An intro to CSS Methodologies

This is based off of a presentation I put together for an intro to CSS Methodologies. I thought it might be beneficial to write it out here (as opposed to only having it in Powerpoint). I apologize if some of the descriptions are brief, as it was written to be accompanied by my speaking :)

Object Oriented CSS (OOCSS)

Objects in front-end development are simply HTML elements. The CSS is where we make those objects, or elements, modular and location independent to be able to place them anywhere on a page and behave predictably.

Basic principles:

Separating structure from skin:

To abstract the structure and positioning styles of an object from the presentational styles, or skin.

Separating container from content:

To break components’ dependency of their containers. Any object should be able to be placed in another container and still look and behave the same.


Separating Structure

In other words: Position, float, margin, etc from background-color, border, etc

Essentially, don’t mix structure/positioning properties with skin/styling properties on the same class.

Skinning properties and be reused on a variety of elements, preventing property duplication.

Separating Container

Allow re-use of elements no mater where you are in the dom. Styled element should never be dependent on where it’s at in a page.

“Rarely use location-dependent styles.” Do not cascade, go straight into object, give them a class and reference that in your CSS.

Don’t do this:

ul li.list-item {

Instead, go straight into the element:

.list-item {

Never mimic the structure of your HTML in CSS. In other words, don’t refer to tags or IDs in your stylesheets. Instead, try to create and apply a classes that describe the use of the tag in question. And keep nested classes to a bare minimum.

The “Media” Object

Poster child for OOCSS, the “media” object is an image to the left, with descriptive content to the right. The content on the right can contain any other objects, text, lists, other media objects

Properties of the media object:

.media {margin:10px;}
.media, .bd {overflow:hidden; _overflow:visible; zoom:1;}
.media .img {float:left; margin-right: 10px;}
.media .img img {display:block;}
.media .imgExt {float:right; margin-left: 10px;}



Using Sass @extend with placeholder classes cleans up your HTML leaving you with semantic class names while still remaining DRY.

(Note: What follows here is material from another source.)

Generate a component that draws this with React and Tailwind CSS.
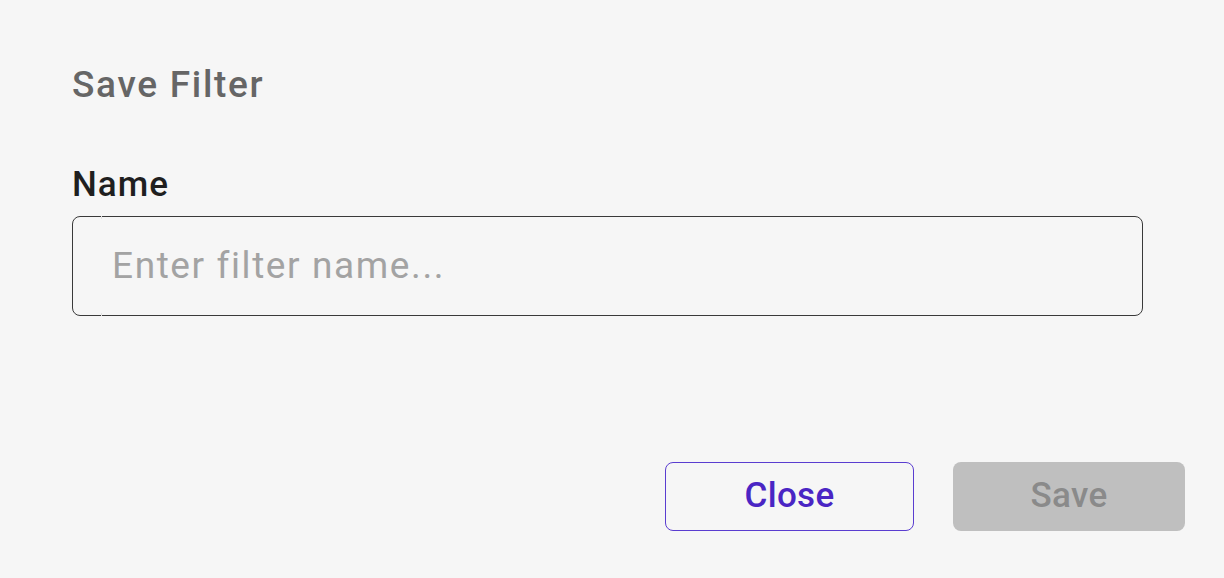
import React from 'react';

const App = () => {
  return (
    <div
      className="w-[1224px] h-[578px] bg-[#f6f6f6] flex flex-col px-[72px] pt-[63px]"
      style={{ fontFamily: 'Roboto, "Liberation Sans", sans-serif' }}
    >
      {/* Title */}
      <h2 className="text-[37px] leading-[44px] font-medium tracking-[1.7px] text-[#666666]">Save Filter</h2>

      {/* Name field */}
      <label className="mt-[58px] text-[35px] leading-[40px] font-medium tracking-[1px] text-[#1f1f1f]">
        Name
      </label>
      <div className="relative mt-[11px] w-[1071px] h-[100px] rounded-[8px] border border-[#3a3a3a] flex items-center pl-[39px]">
        <span className="absolute left-[28px] top-[-1px] w-[1px] h-[3px] bg-[#e2e2e2]"></span>
        <span className="absolute left-[28px] bottom-[-1px] w-[1px] h-[3px] bg-[#e2e2e2]"></span>
        <input
          className="w-full bg-transparent outline-none text-[37px] tracking-[1.6px] text-[#1f1f1f] placeholder:text-[#a3a3a3]"
          placeholder="Enter filter name..."
        />
      </div>

      {/* Actions */}
      <div className="mt-auto mb-[47px] flex justify-end gap-[39px] mr-[-33px]">
        <button className="w-[249px] h-[69px] rounded-[8px] border border-[#5a3dd0] text-[35px] font-medium tracking-[0.3px] text-[#4a25c4]">
          Close
        </button>
        <button className="w-[232px] h-[69px] rounded-[8px] bg-[#bfbfbf] text-[35px] font-medium tracking-[0.3px] text-[#8a8a8a]">
          Save
        </button>
      </div>
    </div>
  );
};

export default App;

Placeholder classes reduce the bloat of extending real classes or using mixing, and if you decide later that you don’t want an element to have that certain style pattern, all you have to do is remove the @extend line instead of going through the HTML and taking it out everywhere.

Placeholders also can be re-used among projects

// Using the media element example (Facebook)

%media {
     overflow: hidden;
     &:first-child {
          float: left;
     &:last-child {
         overflow: hidden;

.status {
     @extend %media;
     // Status specific styles

.profile {
     @extend %media;
     // Profile specific styles

With BEM

Stands for Block Element Modifier, and it’s sort of a way to write OOCSS.

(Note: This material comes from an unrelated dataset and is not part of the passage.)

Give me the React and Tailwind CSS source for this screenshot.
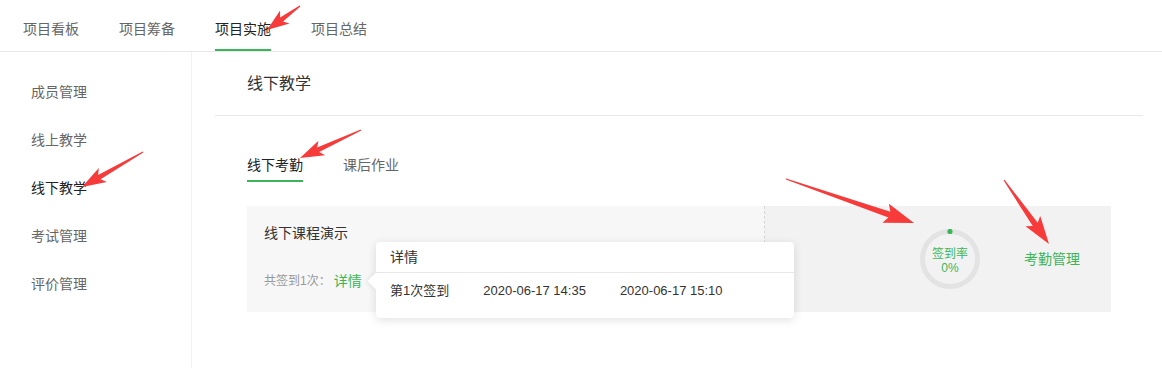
import React from "react";

const topTabs = ["项目看板", "项目筹备", "项目实施", "项目总结"];
const sideItems = ["成员管理", "线上教学", "线下教学", "考试管理", "评价管理"];

// red annotation arrow, tail -> tip
function Arrow({ x1, y1, x2, y2, head = 22, wing = 9, shaft = 2.5 }) {
    const dx = x2 - x1;
    const dy = y2 - y1;
    const len = Math.hypot(dx, dy);
    const ux = dx / len;
    const uy = dy / len;
    const nx = -uy;
    const ny = ux;
    const pt = (a, b) => `${x1 + ux * a + nx * b},${y1 + uy * a + ny * b}`;
    const points = [
        pt(0, 0.6),
        pt(len - head, shaft),
        pt(len - head - 4, wing),
        pt(len, 0),
        pt(len - head - 4, -wing),
        pt(len - head, -shaft),
        pt(0, -0.6),
    ].join(" ");
    return <polygon points={points} fill="#f73a3a" />;
}

function RateRing() {
    return (
        <div className="relative w-[60px] h-[60px]">
            <svg width="60" height="60" viewBox="0 0 60 60" className="absolute inset-0">
                <circle cx="30" cy="30" r="27.5" fill="none" stroke="#e3e3e3" strokeWidth="5" />
                <circle cx="30" cy="2.5" r="2.6" fill="#3cb55a" />
            </svg>
            <div className="absolute inset-0 pt-[3px] flex flex-col items-center justify-center text-[12px] leading-[14px] text-[#3cb55a]">
                <span>签到率</span>
                <span>0%</span>
            </div>
        </div>
    );
}

export default function App() {
    return (
        <div
            className="relative w-[1162px] h-[368px] overflow-hidden bg-white text-[#333]"
            style={{ fontFamily: '"Liberation Sans", "Noto Sans CJK SC", sans-serif' }}
        >
            {/* top tabs */}
            <div className="h-[52px] border-b border-[#e8e8e8] flex pl-[23px] gap-[40px]">
                {topTabs.map((t, i) => (
                    <div key={t} className="relative pt-[19px] text-[14px] leading-[20px]">
                        <span className={i === 2 ? "text-[#222]" : "text-[#666]"}>{t}</span>
                        {i === 2 && <div className="absolute left-0 right-0 bottom-0 h-[2px] bg-[#3cb55a]" />}
                    </div>
                ))}
            </div>

            <div className="flex h-[316px]">
                {/* sidebar */}
                <div className="w-[192px] border-r border-[#f2f2f2] pt-[16px]">
                    {sideItems.map((s, i) => (
                        <div
                            key={s}
                            className={`h-[48px] flex items-center pl-[31px] text-[14px] ${i === 2 ? "text-[#222]" : "text-[#666]"}`}
                        >
                            {s}
                        </div>
                    ))}
                </div>

                {/* main */}
                <div className="flex-1 flex flex-col">
                    <div className="ml-[23px] mr-[19px] h-[64px] border-b border-[#e8e8e8] pl-[32px] flex items-center text-[16px] text-[#333]">
                        线下教学
                    </div>

                    <div className="pl-[55px] pt-[39px] flex gap-[40px] text-[14px] leading-[20px]">
                        <div className="flex flex-col">
                            <span className="text-[#222]">线下考勤</span>
                            <div className="mt-[5px] h-[2px] bg-[#3cb55a]" />
                        </div>
                        <div className="flex flex-col">
                            <span className="text-[#666]">课后作业</span>
                            <div className="mt-[5px] h-[2px]" />
                        </div>
                    </div>

                    {/* attendance card */}
                    <div className="relative ml-[55px] mt-[24px] w-[864px] h-[106px] flex">
                        <div className="w-[518px] bg-[#f7f7f7] border-r border-dashed border-[#d6d6d6] pl-[17px] pt-[17px]">
                            <div className="text-[14px] leading-[20px] text-[#333]">线下课程演示</div>
                            <div className="mt-[28px] flex items-center leading-[20px]">
                                <span className="text-[12px] text-[#999]">共签到1次：</span>
                                <span className="ml-[3px] text-[14px] text-[#3cb55a]">详情</span>
                            </div>
                        </div>
                        <div className="flex-1 bg-[#f2f2f2] flex items-center justify-end pr-[31px] gap-[44px]">
                            <RateRing />
                            <span className="text-[14px] text-[#3cb55a]">考勤管理</span>
                        </div>

                        {/* details popover */}
                        <div className="absolute left-[129px] top-[36px] w-[418px] h-[76px] bg-white rounded-[4px] shadow-[0_2px_10px_rgba(0,0,0,0.12)]">
                            <div className="absolute left-[-6px] top-[33px] w-[12px] h-[12px] rotate-45 bg-white shadow-[-2px_2px_4px_rgba(0,0,0,0.05)]" />
                            <div className="relative h-[31px] px-[14px] flex items-center border-b border-[#e8e8e8] text-[14px] text-[#333]">
                                详情
                            </div>
                            <div className="relative px-[14px] pt-[8px] flex gap-[34px] text-[13px] leading-[20px] text-[#333]">
                                <span>第1次签到</span>
                                <span>2020-06-17 14:35</span>
                                <span>2020-06-17 15:10</span>
                            </div>
                        </div>
                    </div>
                </div>
            </div>

            {/* annotation arrows */}
            <svg className="absolute inset-0 pointer-events-none" width="1162" height="368">
                <Arrow x1={300} y1={6} x2={267} y2={30} head={18} wing={8} />
                <Arrow x1={143} y1={152} x2={82} y2={187} head={20} wing={8} />
                <Arrow x1={361} y1={130} x2={300} y2={158} head={20} wing={8} />
                <Arrow x1={786} y1={179} x2={914} y2={223} head={26} wing={10} shaft={3} />
                <Arrow x1={1004} y1={180} x2={1049} y2={244} head={24} wing={9} shaft={3} />
            </svg>
        </div>
    );
}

Each block starts with a block (object name). Children of that block are elements, separated by two underscores. Modifiers are added by two hyphens.

.block {}
.block__element {}
.block--modifier {}
// Media object in BEM

.media {}
.media__img {}
.media__img--rev {}
.media__body {}

It really aims to not have an descendant selectors.

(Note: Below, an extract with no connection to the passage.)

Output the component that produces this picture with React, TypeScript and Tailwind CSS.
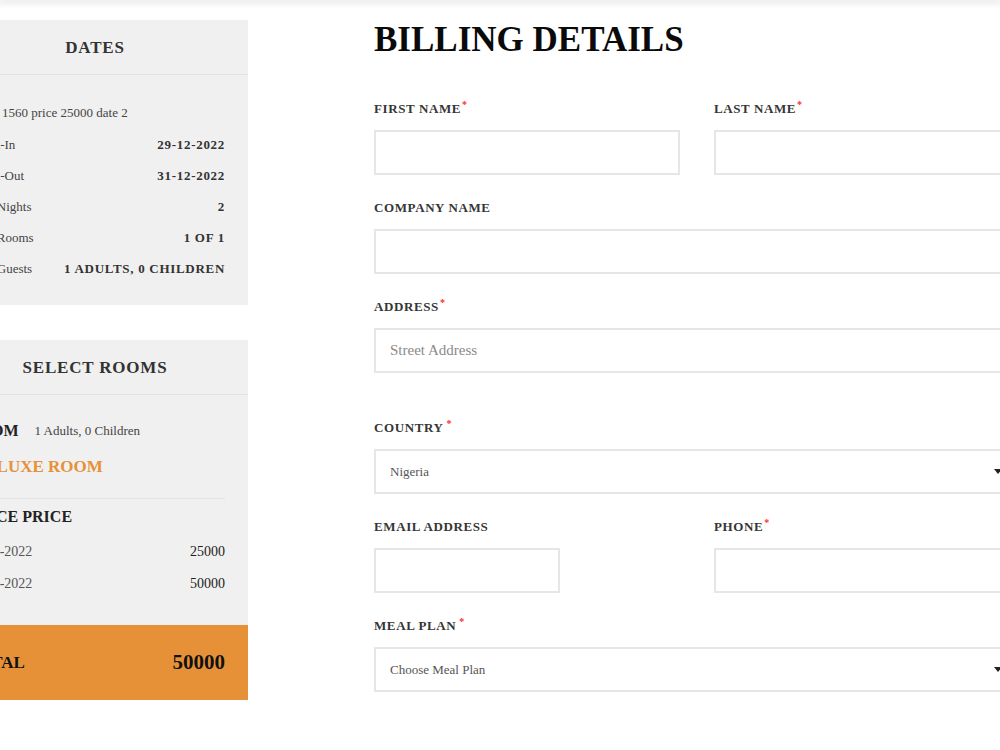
import React from "react";

const Req = ({ gap = false }: { gap?: boolean }) => (
  <span className={`text-[#ff2a2a] text-[10px] relative -top-[5px] ${gap ? "ml-[3px]" : "ml-[1px]"}`}>*</span>
);

const Label = ({ text, req, gap }: { text: string; req?: boolean; gap?: boolean }) => (
  <div className="h-4 leading-[18px] text-[13px] font-bold tracking-[0.6px] text-[#363636] whitespace-nowrap">
    {text}
    {req && <Req gap={gap} />}
  </div>
);

const Input = ({ className = "", placeholder }: { className?: string; placeholder?: string }) => (
  <div className={`h-[45px] border-2 border-[#e6e6e6] bg-white flex items-center pl-[14px] ${className}`}>
    {placeholder && <span className="text-[15px] text-[#8a8a8a]">{placeholder}</span>}
  </div>
);

const Select = ({ value }: { value: string }) => (
  <div className="h-[45px] border-2 border-[#e6e6e6] bg-white flex items-center justify-between pl-[14px] pr-[16px] w-full">
    <span className="text-[13px] text-[#555]">{value}</span>
    <svg width="8" height="5" viewBox="0 0 8 5">
      <polygon points="0,0 8,0 4,5" fill="#222" />
    </svg>
  </div>
);

const InfoRow = ({ label, value }: { label: string; value: string }) => (
  <div className="h-[31px] flex items-center justify-between">
    <span className="text-[13px] text-[#444] whitespace-nowrap">{label}</span>
    <span className="text-[13px] font-bold tracking-[0.7px] text-[#333] whitespace-nowrap">{value}</span>
  </div>
);

export default function App() {
  return (
    <div
      className="w-[1000px] h-[750px] overflow-hidden bg-white relative"
      style={{ fontFamily: '"Liberation Serif", "Times New Roman", serif' }}
    >
      <div className="h-0 relative z-10 shadow-[0_1px_6px_2px_rgba(0,0,0,0.12)]" />
      <div className="flex pt-5 ml-[-58px]">
        {/* Sidebar */}
        <div className="w-[306px] shrink-0 flex flex-col">
          <div className="bg-[#f0f0f0]">
            <div className="h-[55px] flex items-center justify-center border-b border-[#e3e3e3] pt-[2px]">
              <span className="text-[17px] font-bold tracking-[0.8px] text-[#333]">DATES</span>
            </div>
            <div className="pl-[25px] pr-[23px] pt-[21px] pb-[21px]">
              <div className="h-[33px] flex items-center">
                <span className="text-[13px] text-[#444] whitespace-nowrap">Room 1560 price 25000 date 2</span>
              </div>
              <InfoRow label="Check-In" value="29-12-2022" />
              <InfoRow label="Check-Out" value="31-12-2022" />
              <InfoRow label="Total Nights" value="2" />
              <InfoRow label="Total Rooms" value="1 OF 1" />
              <InfoRow label="Total Guests" value="1 ADULTS, 0 CHILDREN" />
            </div>
          </div>

          <div className="bg-[#f0f0f0] mt-[35px]">
            <div className="h-[55px] flex items-center justify-center border-b border-[#e3e3e3] pt-[2px]">
              <span className="text-[17px] font-bold tracking-[0.8px] text-[#333]">SELECT ROOMS</span>
            </div>
            <div className="pl-[25px] pr-[23px] pt-[24px] pb-[26px]">
              <div className="h-6 flex items-center whitespace-nowrap">
                <span className="text-[16px] font-bold text-[#222]">ROOM</span>
                <span className="text-[13px] text-[#444] ml-[16px]">1 Adults, 0 Children</span>
              </div>
              <div className="h-6 mt-3 flex items-center">
                <span className="text-[17px] font-bold text-[#e69138] ml-[6px] whitespace-nowrap">DELUXE ROOM</span>
              </div>
              <div className="mt-[19px] border-t border-[#e4e4e4]" />
              <div className="h-6 mt-[6px] flex items-center">
                <span className="text-[16px] font-bold text-[#222] whitespace-nowrap">SPACE PRICE</span>
              </div>
              <div className="mt-[6px]">
                <div className="h-8 flex items-center justify-between">
                  <span className="text-[14px] text-[#555]">29-12-2022</span>
                  <span className="text-[14px] text-[#222]">25000</span>
                </div>
                <div className="h-8 flex items-center justify-between">
                  <span className="text-[14px] text-[#555]">30-12-2022</span>
                  <span className="text-[14px] text-[#222]">50000</span>
                </div>
              </div>
            </div>
            <div className="h-[75px] bg-[#e69138] pl-[25px] pr-[23px] flex items-center justify-between">
              <span className="text-[17px] font-bold text-[#111]">TOTAL</span>
              <span className="text-[21px] font-bold text-[#111]">50000</span>
            </div>
          </div>
        </div>

        {/* Main form */}
        <div className="ml-[126px] w-[646px] shrink-0 flex flex-col">
          <h1 className="h-10 leading-10 text-[35px] font-bold text-[#0a0a0a] whitespace-nowrap">BILLING DETAILS</h1>

          <div className="mt-10 grid grid-cols-2 gap-x-[34px]">
            <div>
              <Label text="FIRST NAME" req />
              <Input className="mt-[14px]" />
            </div>
            <div>
              <Label text="LAST NAME" req />
              <Input className="mt-[14px]" />
            </div>
          </div>

          <div className="mt-6">
            <Label text="COMPANY NAME" />
            <Input className="mt-[14px]" />
          </div>

          <div className="mt-6">
            <Label text="ADDRESS" req />
            <Input className="mt-[14px]" placeholder="Street Address" />
          </div>

          <div className="mt-[46px]">
            <Label text="COUNTRY" req gap />
            <div className="mt-[14px]">
              <Select value="Nigeria" />
            </div>
          </div>

          <div className="mt-6 grid grid-cols-2 gap-x-[34px]">
            <div>
              <Label text="EMAIL ADDRESS" />
              <Input className="mt-[14px] w-[186px]" />
            </div>
            <div>
              <Label text="PHONE" req />
              <Input className="mt-[14px]" />
            </div>
          </div>

          <div className="mt-6">
            <Label text="MEAL PLAN" req gap />
            <div className="mt-[14px]">
              <Select value="Choose Meal Plan" />
            </div>
          </div>
        </div>
      </div>
    </div>
  );
}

You can still use it with Sass though, by using the & to prefix the elements

.media {
     &__img { }

What about Smacss?

“Scalable and modular architecture for CSS” A style guide for your CSS - Widely considered a “must read” Check out the book here- $15.00

Categorization is at the very core of SMACSS.

The purpose of categorization is to find patterns. It’s hard at first to decide what pieces go into what category, but that is all part of the process - it forces you to think.


Naming conventions help to automatically distinguish which category a rule belongs to.